I know I can take over, knuckle down, and get a handle on balancing our checkbook and keeping track. It's just hard with the babies I have now, but I have to stay up late a few nights a week and do it, until I can get to one night a week checking in with the bills. My DH, he won't even open his mail, even when I hand it to him. And here he was, blaming me for not leaving two toddlers alone just to go to the mailbox most days when he can grab it getting out of his car after work!
I blame him but I know I'm partially responsible. I do have an excuse for myself though, that I feel like I'm doing everything else to keep this house together! Got 3 kids, 4 pets, and very little outside help. My DH just wants to work, come home, eat dinner and go to bed. He helps, does a lot than some men actually, but doesn't realize how much work we have to do until he's sitting there with the laptop before our work is done. Most child rearing decisions - like dealing with our tween or potty training for our 2-1/2 yr old, or anger management for our 18 mo. old - he leaves to me, with a shrug of his shoulders.
I'm ticked too, that now I have to assume another responsibility.
I also feel for him, because his father is in level 2 hospice in a nursing home. He lost his mother 2 years ago, as well as I lost both my elderly parents in 2008 so I understand how it feels.
But, this is kind of how he's always been, just worse.
Since he'd rather stick his head in the sand about the finances, you will have to take over if you want them done properly. I'd strongly suggest getting money management software to help you. I use Money Sunset (free download) and it saves me a LOT of time and headache, even when I'm distracted by family stresses. Sign up for online banking with your bank if you haven't done so already, and take the checkbook away from him (or else get duplicate checks so you can SEE what he's doing with it.)
Sorry, but your excuses below don't fly with me. I have FIVE kids (the last 3 are 3 years apart TOTAL), 3 dogs, 4 cats, 2 horses, a rabbit, a bird, 3 large gardens, and in the summer we have 100+ chickens, and I still manage to take care of all those plus a blind mother that doesn't live with us. I cook all three meals from scratch and homeschool, too, along with managing and being a mod for groups here on CM. (No, I'm not Superwoman) My DH works a lot of 12 hour days and weekends. He doesn't have time to take care of the outside responsibilities like a 2 acre lawn or garden. He doesn't come home and clean the house or get the mail or do all the barn chores. When he IS home, his butt is in a chair and he's watching TV. I can choose to take on the responsibilities, or I can watch our home and family crash and burn.
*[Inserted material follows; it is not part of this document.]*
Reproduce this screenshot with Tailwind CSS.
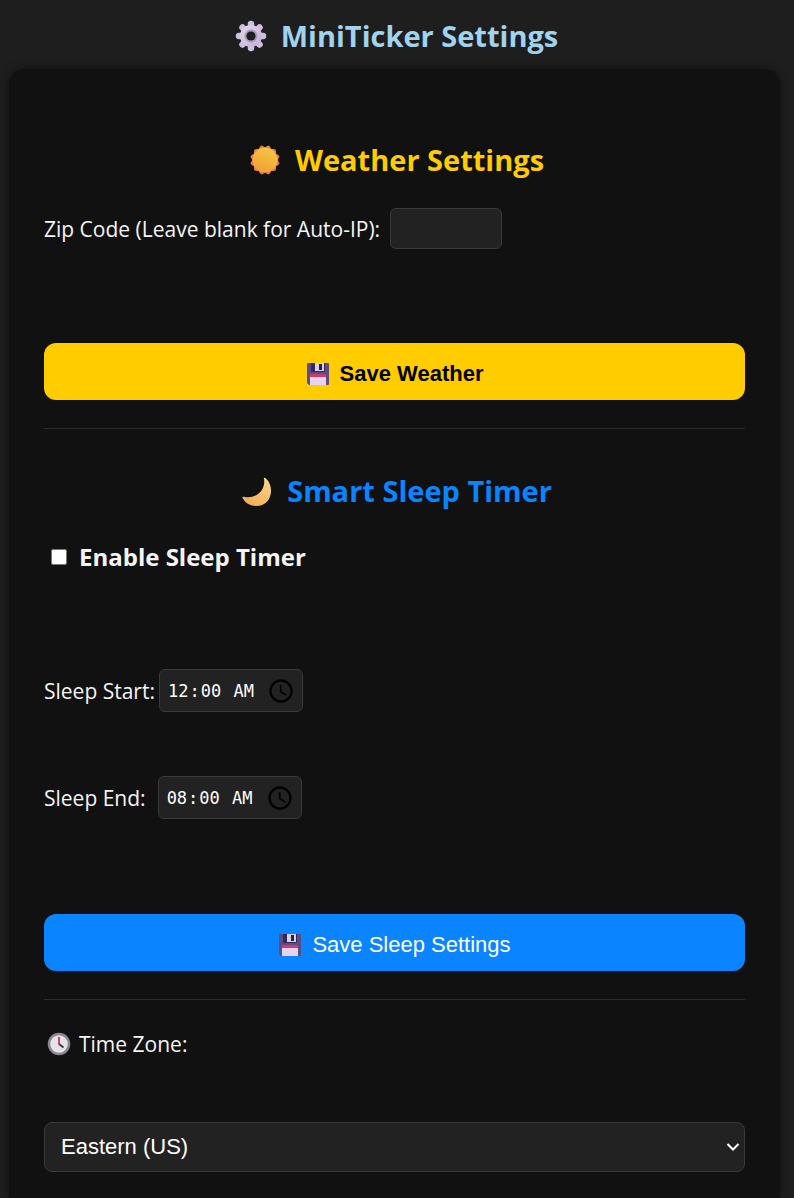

It's not fair, and I KNOW it's not easy, but that's life. You need to search for tools to help you, like the money management software, or Flylady techniques to help you find a more efficient routine.
Quote:I do have an excuse for myself though, that I feel like I'm doing everything else to keep this house together! Got 3 kids, 4 pets, and very little outside help. My DH just wants to work, come home, eat dinner and go to bed. He helps, does a lot than some men actually, but doesn't realize how much work we have to do until he's sitting there with the laptop before our work is done. Most child rearing decisions - like dealing with our tween or potty training for our 2-1/2 yr old, or anger management for our 18 mo. old - he leaves to me, with a shrug of his shoulders.
I'm ticked too, that now I have to assume another responsibility.
~hugs~ and good luck!
Just to add: you can do it. It won't be easy but once you start it will get a lot easier.
We all have the same bills, responsibilities in life. An honest approach is all in the attitude. Get up early, get things done before the little ones awake for the day...set a schedule...I am not a fan of Dr. Phil, but one thing he does say that makes sense to me is that if your husband is gone 12 hours a day, then you have 12 hours to get the house, yard,etc in order. If things are done everyday then it is not near so overwhelming..I am an organizer and a list maker...for years I worked 3rd shift in a factory and still never missed a ballgame, banquet,etc for my kids.and we didn't have a sitter...You just have to get up and do it...sleep deprived...yes I was....but in the end, the bills were paid, food on the table (from scratch, we don't do fast food nor boxed food), laundry done,You CAN do it....you seem very smart...you will get it...keep us informed.
That sucks. Hopefully yopu can get it back soon.
Me and my husband handle bills together. We pay almost all of them in cash at the bill pay place at Walmart. When the bills come I put them in my wallet, then on pay day we go down and pay all the bills first thing out of his check, figure out what bills we need to pay else where and then what we have have left. Two bills come out automaticly out of our account. This way we both know what we have to pay and what we have for money. On rare occasions we have missed one or two
I check the mail daily with the three kids and open all the mail myself since my husband wont(other than birthday cards for him and stuff like that) My husband helps with the kids some but I handle the three kids most of the time, all house hold chores, most of the chores outside the house, the 2 dogs, the cat and most of the care of the fish and anything else that comes up. It can be overwhelming but you have to find a routine that works for you.